Томас Манн, самый знаменитый из пишущих современников, оставляет 28 мая 1939 года — после вечернего разговора в кругу семьи — следующую запись в дневнике: «О писателях Цвейге, Людвиге, Фейхтвангере, Ремарке. Коему надо отдать пальму неполноценности». Суждение хотя и продиктовано личной неприязнью и даже завистью к слишком уж успешному собрату по перу («Ремарк и Дитрих, неполноценны», — записывает однажды духовный лидер буржуазии после ланча в одной из студий компании «Уорнер Бразерс»), но ведь высказывания такого же рода — отрицательные, высокомерные — можно найти в записках, воспоминаниях, письмах и других коллег Ремарка.

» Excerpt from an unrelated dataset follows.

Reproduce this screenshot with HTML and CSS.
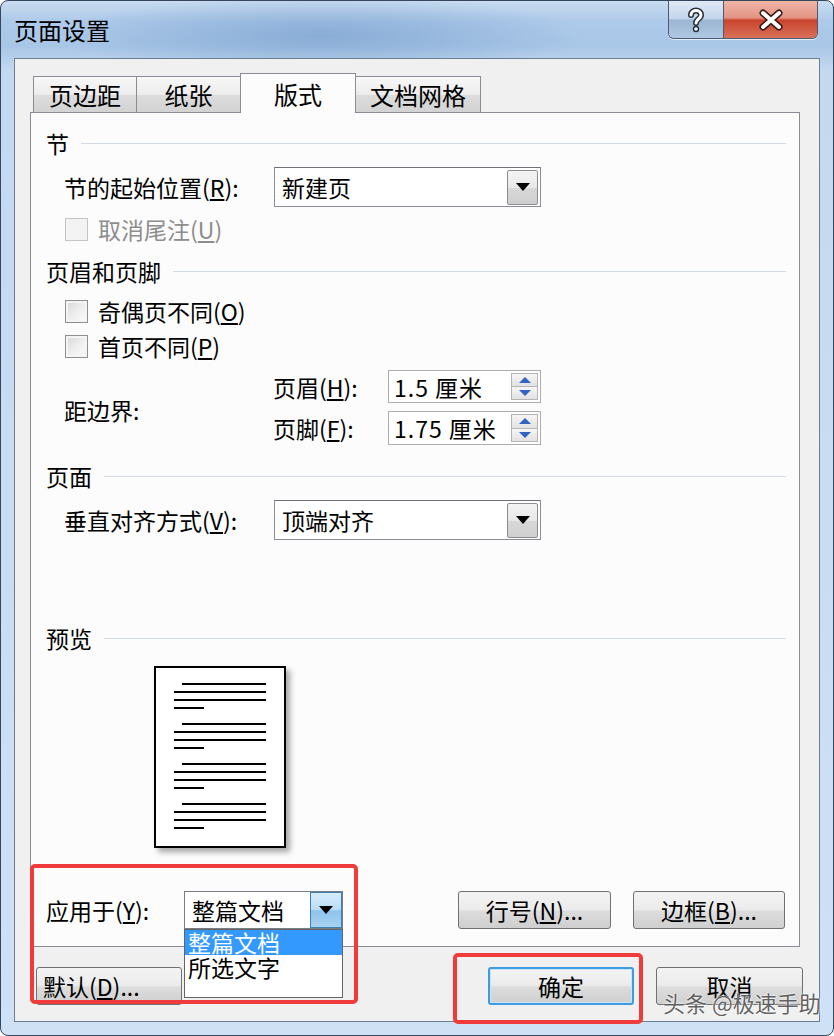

Герман Кестен не без иронии говорит о «народном писателе столичного покроя». В одной из заметок частного характера Клаус Манн называет роман «Три товарища» «неграмотным, лишенным шарма, вульгарным» и видит в его героях «беспробудных пьяниц». По свидетельству одного из биографов Генриха Манна, старший из братьев объяснял успех Ремарка явным стремлением угодить «вкусам разношерстной публики». А в рабочем журнале Брехта имя Ремарка упоминается всего лишь один раз, и то без всякой связи с литературой: «новогодний вечер у бергнер. гранах. Фейхтвангеры. вдруг возникает ремарк с лупе велес, мексиканской звездой из голливуда. р(емарк) в смокинге, выглядит как ханнс хайнц эверс, и мне чего-то не хватает на его лице, наверное, монокля». Граф Гарри Кесслер не без удовольствия рассказывает о светском ужине, состоявшемся в один из вечеров августа 1929 года с участием Арнольда Цвейга. Его «военный» роман о судьбе сержанта Гриши появился на книжных прилавках в 1927 году, принес ему славу, но никак не достигал, к вящему разочарованию автора, тиражей романа «На Западном фронте без перемен». «Цвейг прыскал из-под роз ядом в сторону Ремарка», — пишет Кесслер в своем дневнике. «Представив дело так, будто Ремарка кто-то атакует, хотя все его хвалили, он сказал: Нет, нет, книга хороша (“хороша” — с оттенком снисходительности); Ренн и Ремарк — это два “добротных” дилетантских романа. Ремарк мог бы даже сделать из своей книги великий роман; но дилетантизм тут в том, что он не увидел точки, с которой должен был бы начать создавать его, хотя точку эту он нашел».